DATASET RECORDS:

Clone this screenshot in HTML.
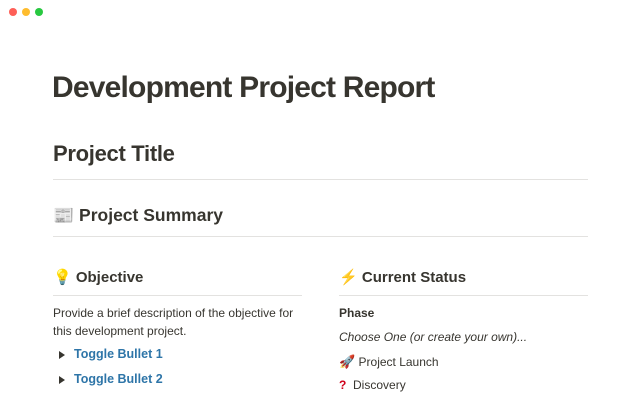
<!DOCTYPE html>
<html><head><meta charset="utf-8"><style>
body{margin:0;width:640px;height:400px;overflow:hidden;background:#fff;font-family:"Liberation Sans",sans-serif;color:#37352f;position:relative}
.a{position:absolute;white-space:nowrap}
.dot{position:absolute;top:8px;width:8px;height:8px;border-radius:50%}
.hr{position:absolute;height:1px;background:#e3e2e0}
.t{font-size:12px;color:#37352f}
.lk{color:#2e75a8;font-weight:bold;font-size:12.5px}
.tri{position:absolute;width:0;height:0;border-left:6px solid #37352f;border-top:4px solid transparent;border-bottom:4px solid transparent}
</style></head><body>
<div class="dot" style="left:9px;background:#fe5f57"></div>
<div class="dot" style="left:22px;background:#febc2e"></div>
<div class="dot" style="left:35px;background:#28c840"></div>

<div class="a" style="left:52px;top:71px;font-size:30px;font-weight:bold;letter-spacing:-0.8px">Development Project Report</div>
<div class="a" style="left:53px;top:141px;font-size:22px;font-weight:bold;letter-spacing:-0.3px">Project Title</div>
<div class="hr" style="left:53px;top:179px;width:535px"></div>
<div class="a" style="left:53px;top:205px;font-size:17.5px;font-weight:bold"><span style="font-size:17px">📰</span> Project Summary</div>
<div class="hr" style="left:53px;top:236px;width:535px"></div>

<div class="a" style="left:53px;top:268px;font-size:15px;font-weight:bold"><span style="font-size:15px">💡</span> Objective</div>
<div class="hr" style="left:53px;top:295px;width:249px"></div>
<div class="a t" style="left:53px;top:306px">Provide a brief description of the objective for</div>
<div class="a t" style="left:53px;top:324px">this development project.</div>
<div class="tri" style="left:59px;top:351px"></div>
<div class="a lk" style="left:74px;top:347px">Toggle Bullet 1</div>
<div class="tri" style="left:59px;top:376px"></div>
<div class="a lk" style="left:74px;top:372px">Toggle Bullet 2</div>

<div class="a" style="left:339px;top:268px;font-size:15px;font-weight:bold"><span style="font-size:15px;color:#f4b400">⚡</span> Current Status</div>
<div class="hr" style="left:339px;top:295px;width:249px"></div>
<div class="a t" style="left:339px;top:306px;font-weight:bold">Phase</div>
<div class="a t" style="left:339px;top:330px;font-style:italic">Choose One (or create your own)...</div>
<div class="a t" style="left:339px;top:354px"><span style="font-size:13px">🚀</span> Project Launch</div>
<div class="a t" style="left:339px;top:378px"><span style="color:#d0021b;font-weight:bold">?</span>&nbsp; Discovery</div>
</body></html>
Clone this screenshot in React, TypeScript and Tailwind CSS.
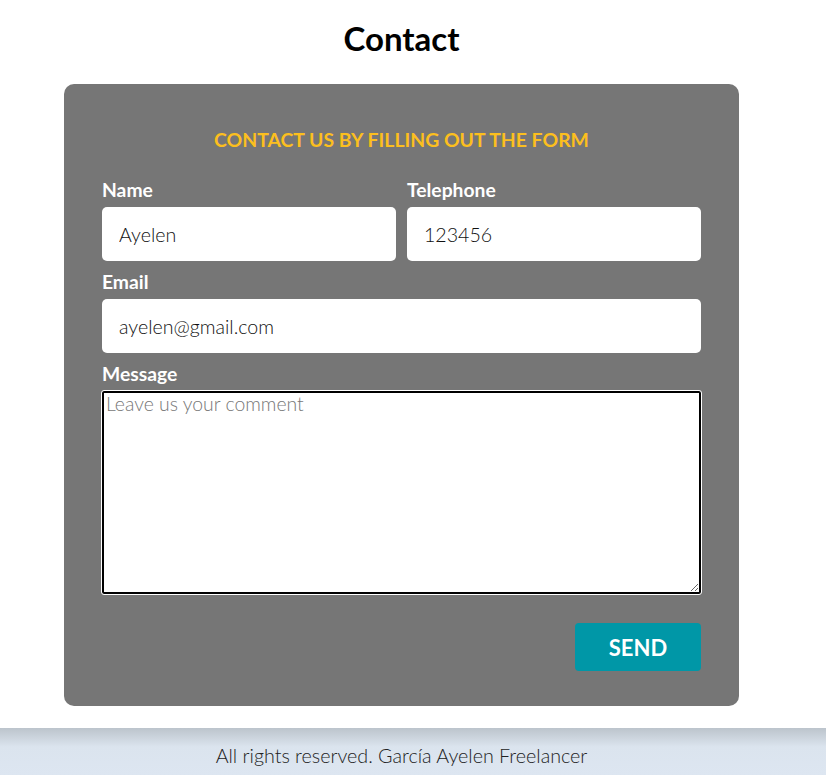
import { useState } from 'react';

export default function App() {
  const [form, setForm] = useState({
    name: 'Ayelen',
    phone: '123456',
    email: 'ayelen@gmail.com',
    message: ''
  });

  const font = { fontFamily: 'Lato, "Open Sans", sans-serif' };

  return (
    <div className="min-h-[775px] bg-white flex flex-col" style={font}>
      <div className="w-[803px]">
        <h1 className="text-center text-[33px] font-bold text-black pt-[16px] leading-[44px]">Contact</h1>

        {/* Form card */}
        <div className="mx-auto mt-[24px] w-[675px] rounded-[10px] bg-[#767676] px-[38px] pt-[44px] pb-[35px]">
          <h2 className="text-center text-[19.4px] font-bold uppercase text-[#fcbf1e] leading-[24px]">
            Contact us by filling out the form
          </h2>

          <div className="mt-[26px] grid grid-cols-2 gap-x-[11px]">
            <div>
              <label className="block text-[19.3px] font-bold text-white leading-[24px] mb-[5px]">Name</label>
              <input
                className="w-full h-[54px] rounded-[5px] bg-white px-[17px] text-[19.6px] font-light text-[#111] outline-none"
                value={form.name}
                onChange={e => setForm({ ...form, name: e.target.value })}
              />
            </div>
            <div>
              <label className="block text-[19.3px] font-bold text-white leading-[24px] mb-[5px]">Telephone</label>
              <input
                className="w-full h-[54px] rounded-[5px] bg-white px-[17px] text-[19.6px] font-light text-[#111] outline-none"
                value={form.phone}
                onChange={e => setForm({ ...form, phone: e.target.value })}
              />
            </div>
          </div>

          <label className="mt-[9px] block text-[19.3px] font-bold text-white leading-[24px] mb-[5px]">Email</label>
          <input
            className="w-full h-[54px] rounded-[5px] bg-white px-[17px] text-[19.6px] font-light text-[#111] outline-none"
            value={form.email}
            onChange={e => setForm({ ...form, email: e.target.value })}
          />

          <label className="mt-[9px] block text-[19.3px] font-bold text-white leading-[24px] mb-[5px]">Message</label>
          <textarea
            className="block w-full h-[203px] rounded-[2px] border-2 border-black bg-white px-[2px] py-0 text-[19.4px] leading-[22px] font-light text-[#111] outline outline-1 outline-white placeholder:text-[#777]"
            placeholder="Leave us your comment"
            value={form.message}
            onChange={e => setForm({ ...form, message: e.target.value })}
          />

          <div className="mt-[29px] flex justify-end">
            <button className="w-[126px] h-[48px] rounded-[4px] bg-[#0097a7] text-[22px] font-bold text-white">
              SEND
            </button>
          </div>
        </div>
      </div>

      <footer className="mt-[22px] h-[47px] bg-gradient-to-b from-[#bcc4cc] via-[#dbe4ee] via-40% to-[#dde6f1]">
        <div className="w-[803px] text-center text-[19.7px] font-light text-[#222] leading-[56px]">
          All rights reserved. García Ayelen Freelancer
        </div>
      </footer>
    </div>
  );
}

WHAT YOU SHOULD DO: All of the data above should be quoted exactly, except for the pictures.

SOLUTION BELOW:
Clone this screenshot in HTML.
<!DOCTYPE html>
<html><head><meta charset="utf-8"><style>
body{margin:0;width:640px;height:400px;overflow:hidden;background:#fff;font-family:"Liberation Sans",sans-serif;color:#37352f;position:relative}
.a{position:absolute;white-space:nowrap}
.dot{position:absolute;top:8px;width:8px;height:8px;border-radius:50%}
.hr{position:absolute;height:1px;background:#e3e2e0}
.t{font-size:12px;color:#37352f}
.lk{color:#2e75a8;font-weight:bold;font-size:12.5px}
.tri{position:absolute;width:0;height:0;border-left:6px solid #37352f;border-top:4px solid transparent;border-bottom:4px solid transparent}
</style></head><body>
<div class="dot" style="left:9px;background:#fe5f57"></div>
<div class="dot" style="left:22px;background:#febc2e"></div>
<div class="dot" style="left:35px;background:#28c840"></div>

<div class="a" style="left:52px;top:71px;font-size:30px;font-weight:bold;letter-spacing:-0.8px">Development Project Report</div>
<div class="a" style="left:53px;top:141px;font-size:22px;font-weight:bold;letter-spacing:-0.3px">Project Title</div>
<div class="hr" style="left:53px;top:179px;width:535px"></div>
<div class="a" style="left:53px;top:205px;font-size:17.5px;font-weight:bold"><span style="font-size:17px">📰</span> Project Summary</div>
<div class="hr" style="left:53px;top:236px;width:535px"></div>

<div class="a" style="left:53px;top:268px;font-size:15px;font-weight:bold"><span style="font-size:15px">💡</span> Objective</div>
<div class="hr" style="left:53px;top:295px;width:249px"></div>
<div class="a t" style="left:53px;top:306px">Provide a brief description of the objective for</div>
<div class="a t" style="left:53px;top:324px">this development project.</div>
<div class="tri" style="left:59px;top:351px"></div>
<div class="a lk" style="left:74px;top:347px">Toggle Bullet 1</div>
<div class="tri" style="left:59px;top:376px"></div>
<div class="a lk" style="left:74px;top:372px">Toggle Bullet 2</div>

<div class="a" style="left:339px;top:268px;font-size:15px;font-weight:bold"><span style="font-size:15px;color:#f4b400">⚡</span> Current Status</div>
<div class="hr" style="left:339px;top:295px;width:249px"></div>
<div class="a t" style="left:339px;top:306px;font-weight:bold">Phase</div>
<div class="a t" style="left:339px;top:330px;font-style:italic">Choose One (or create your own)...</div>
<div class="a t" style="left:339px;top:354px"><span style="font-size:13px">🚀</span> Project Launch</div>
<div class="a t" style="left:339px;top:378px"><span style="color:#d0021b;font-weight:bold">?</span>&nbsp; Discovery</div>
</body></html>
Clone this screenshot in React, TypeScript and Tailwind CSS.
import { useState } from 'react';

export default function App() {
  const [form, setForm] = useState({
    name: 'Ayelen',
    phone: '123456',
    email: 'ayelen@gmail.com',
    message: ''
  });

  const font = { fontFamily: 'Lato, "Open Sans", sans-serif' };

  return (
    <div className="min-h-[775px] bg-white flex flex-col" style={font}>
      <div className="w-[803px]">
        <h1 className="text-center text-[33px] font-bold text-black pt-[16px] leading-[44px]">Contact</h1>

        {/* Form card */}
        <div className="mx-auto mt-[24px] w-[675px] rounded-[10px] bg-[#767676] px-[38px] pt-[44px] pb-[35px]">
          <h2 className="text-center text-[19.4px] font-bold uppercase text-[#fcbf1e] leading-[24px]">
            Contact us by filling out the form
          </h2>

          <div className="mt-[26px] grid grid-cols-2 gap-x-[11px]">
            <div>
              <label className="block text-[19.3px] font-bold text-white leading-[24px] mb-[5px]">Name</label>
              <input
                className="w-full h-[54px] rounded-[5px] bg-white px-[17px] text-[19.6px] font-light text-[#111] outline-none"
                value={form.name}
                onChange={e => setForm({ ...form, name: e.target.value })}
              />
            </div>
            <div>
              <label className="block text-[19.3px] font-bold text-white leading-[24px] mb-[5px]">Telephone</label>
              <input
                className="w-full h-[54px] rounded-[5px] bg-white px-[17px] text-[19.6px] font-light text-[#111] outline-none"
                value={form.phone}
                onChange={e => setForm({ ...form, phone: e.target.value })}
              />
            </div>
          </div>

          <label className="mt-[9px] block text-[19.3px] font-bold text-white leading-[24px] mb-[5px]">Email</label>
          <input
            className="w-full h-[54px] rounded-[5px] bg-white px-[17px] text-[19.6px] font-light text-[#111] outline-none"
            value={form.email}
            onChange={e => setForm({ ...form, email: e.target.value })}
          />

          <label className="mt-[9px] block text-[19.3px] font-bold text-white leading-[24px] mb-[5px]">Message</label>
          <textarea
            className="block w-full h-[203px] rounded-[2px] border-2 border-black bg-white px-[2px] py-0 text-[19.4px] leading-[22px] font-light text-[#111] outline outline-1 outline-white placeholder:text-[#777]"
            placeholder="Leave us your comment"
            value={form.message}
            onChange={e => setForm({ ...form, message: e.target.value })}
          />

          <div className="mt-[29px] flex justify-end">
            <button className="w-[126px] h-[48px] rounded-[4px] bg-[#0097a7] text-[22px] font-bold text-white">
              SEND
            </button>
          </div>
        </div>
      </div>

      <footer className="mt-[22px] h-[47px] bg-gradient-to-b from-[#bcc4cc] via-[#dbe4ee] via-40% to-[#dde6f1]">
        <div className="w-[803px] text-center text-[19.7px] font-light text-[#222] leading-[56px]">
          All rights reserved. García Ayelen Freelancer
        </div>
      </footer>
    </div>
  );
}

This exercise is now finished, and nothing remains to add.